Basically, when FHEM/the “app” starts, it will disable it’s own dialogue specific intents (the “Choice”-intents and the two generic for cancel/confirm) for all siteId’s, and then will do that again in case of detection of the filters not be set any longer. This may happen when Rhasspy is restarted somewhen later.

When beeing in some sort of dialogical mode, the needed intents will be activated for the single siteId the dialogue is relevant for, see also my short summary for the restrictions here.

So the FHEM plugin acts somehow like a “middleware”:

It will provide options to do some labeling on (e.g.) all actuators and sensors in the FHEM installation (e.g. to provide “speakable” names for these items (and the groups or rooms they make part of, what type they are and so on),
collect that internally, so the entire structure is visible to the user/system admin
derive the data to build (quite a few) slots in Rhasspy
listen to the MQTT traffic to do actions when requested

You may find the code here , but most likely this is rather “hard stuff” to follow, because (beside beeing written in Perl) it’s highly relying to other parts of the entire FHEM code and quite a lot of the logics stuff for handling intents is very complex unfortunately (up to 60 as McCabe score).
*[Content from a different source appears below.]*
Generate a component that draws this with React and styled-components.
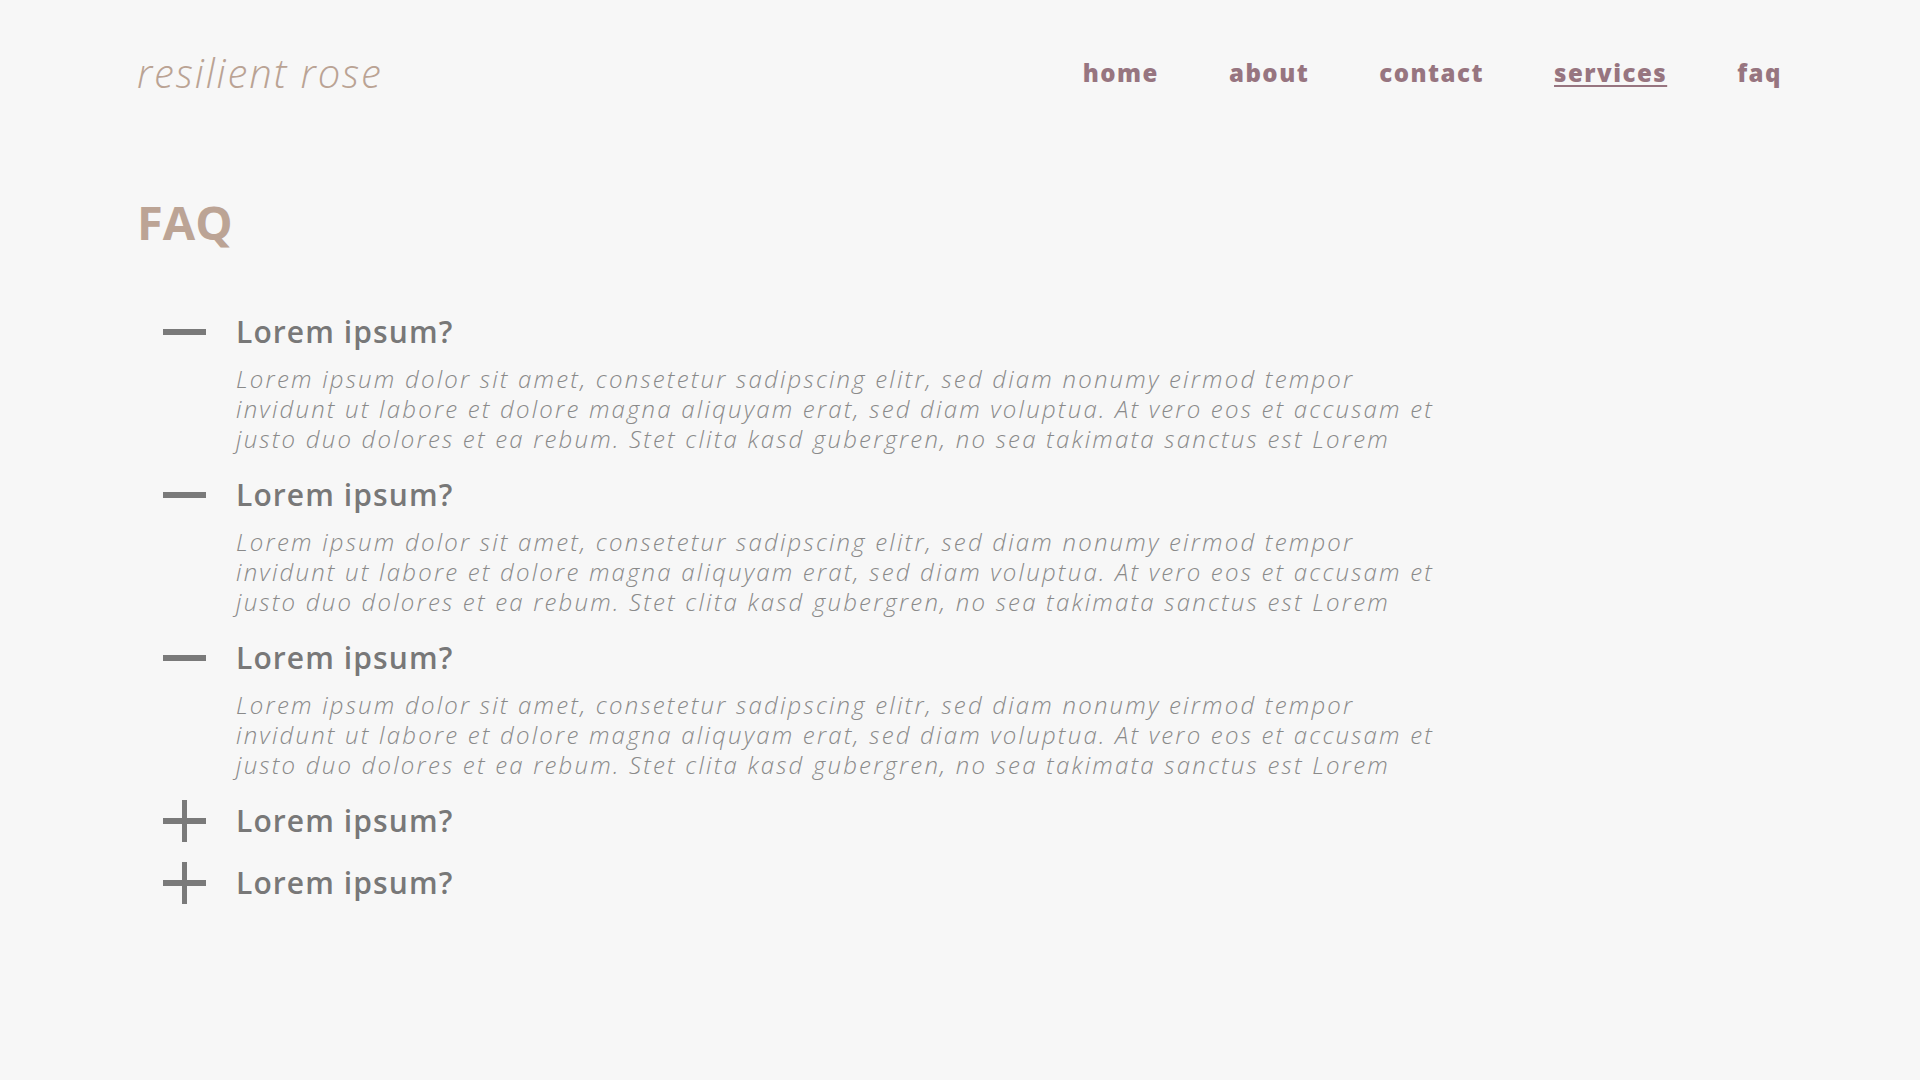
import React, { useState } from 'react'
import styled, { createGlobalStyle } from 'styled-components'

const GlobalStyle = createGlobalStyle`
  html, body {
    margin: 0;
    padding: 0;
    background: #f7f7f7;
  }
  body {
    font-family: 'Open Sans', 'Liberation Sans', sans-serif;
  }
`

const Page = styled.div`
  min-height: 1080px;
  background: #f7f7f7;
  padding: 52px 138px 0 137px;
  box-sizing: border-box;
`

const Header = styled.header`
  height: 42px;
  display: flex;
  align-items: center;
  justify-content: space-between;
`

const Logo = styled.div`
  font-size: 40px;
  line-height: 43px;
  font-weight: 300;
  font-style: italic;
  color: #baa394;
  letter-spacing: 1.9px;
  margin-top: -1px;
`

const Nav = styled.nav`
  display: flex;
  gap: 70px;
  margin-top: -1px;
`

const NavLink = styled.a`
  font-size: 24px;
  line-height: 28px;
  font-weight: 800;
  letter-spacing: 1.5px;
  color: #977580;
  text-decoration: ${p => (p.active ? 'underline' : 'none')};
  text-decoration-thickness: 2px;
  text-underline-offset: 3px;
  cursor: pointer;
`

const Title = styled.h1`
  margin: 100px 0 0;
  font-size: 47px;
  line-height: 56px;
  font-weight: 700;
  color: #bca495;
`

const List = styled.div`
  display: flex;
  flex-direction: column;
  gap: 20px;
  margin-top: 61px;
  padding-left: 26px;
`

const Item = styled.div`
  display: grid;
  grid-template-columns: 43px 1fr;
  column-gap: 30px;
`

const Toggle = styled.button`
  all: unset;
  height: 42px;
  display: flex;
  align-items: center;
  cursor: pointer;
`

const Question = styled.div`
  font-size: 30px;
  line-height: 42px;
  font-weight: 600;
  letter-spacing: 1.1px;
  color: #787878;
`

const Answer = styled.p`
  grid-column: 2;
  margin: 11px 0 0;
  max-width: 1220px;
  font-size: 24px;
  line-height: 30px;
  font-weight: 300;
  font-style: italic;
  letter-spacing: 2.2px;
  color: #8a8a8a;
`

const Icon = ({ open }) => (
  <svg width="43" height="42" viewBox="0 0 43 42">
    <rect x="0" y="18" width="43" height="6" fill="#7a7a7a" />
    {!open && <rect x="19" y="0" width="5" height="42" fill="#7a7a7a" />}
  </svg>
)

const text =
  'Lorem ipsum dolor sit amet, consetetur sadipscing elitr, sed diam nonumy eirmod tempor invidunt ut labore et dolore magna aliquyam erat, sed diam voluptua. At vero eos et accusam et justo duo dolores et ea rebum. Stet clita kasd gubergren, no sea takimata sanctus est Lorem'

export default function App() {
  const [open, setOpen] = useState([true, true, true, false, false])
  const toggle = i => setOpen(o => o.map((v, j) => (j === i ? !v : v)))

  return (
    <Page>
      <GlobalStyle />
      <Header>
        <Logo>resilient rose</Logo>
        <Nav>
          <NavLink>home</NavLink>
          <NavLink>about</NavLink>
          <NavLink>contact</NavLink>
          <NavLink active>services</NavLink>
          <NavLink>faq</NavLink>
        </Nav>
      </Header>
      <Title>FAQ</Title>
      <List>
        {open.map((isOpen, i) => (
          <Item key={i}>
            <Toggle onClick={() => toggle(i)}>
              <Icon open={isOpen} />
            </Toggle>
            <Question>Lorem ipsum?</Question>
            {isOpen && <Answer>{text}</Answer>}
          </Item>
        ))}
      </List>
    </Page>
  )
}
There are a couple of users in FHEM using this methods, as the entire code doesn’t contain any individual stuff, thats all done by adding the mentionned labeling to actuators and sensors.

Most likely, doing some more extented writeup in the “lost” thread would be helpfull for others, but that’s really hard work, as one has to have a look at all involved parts in parallel.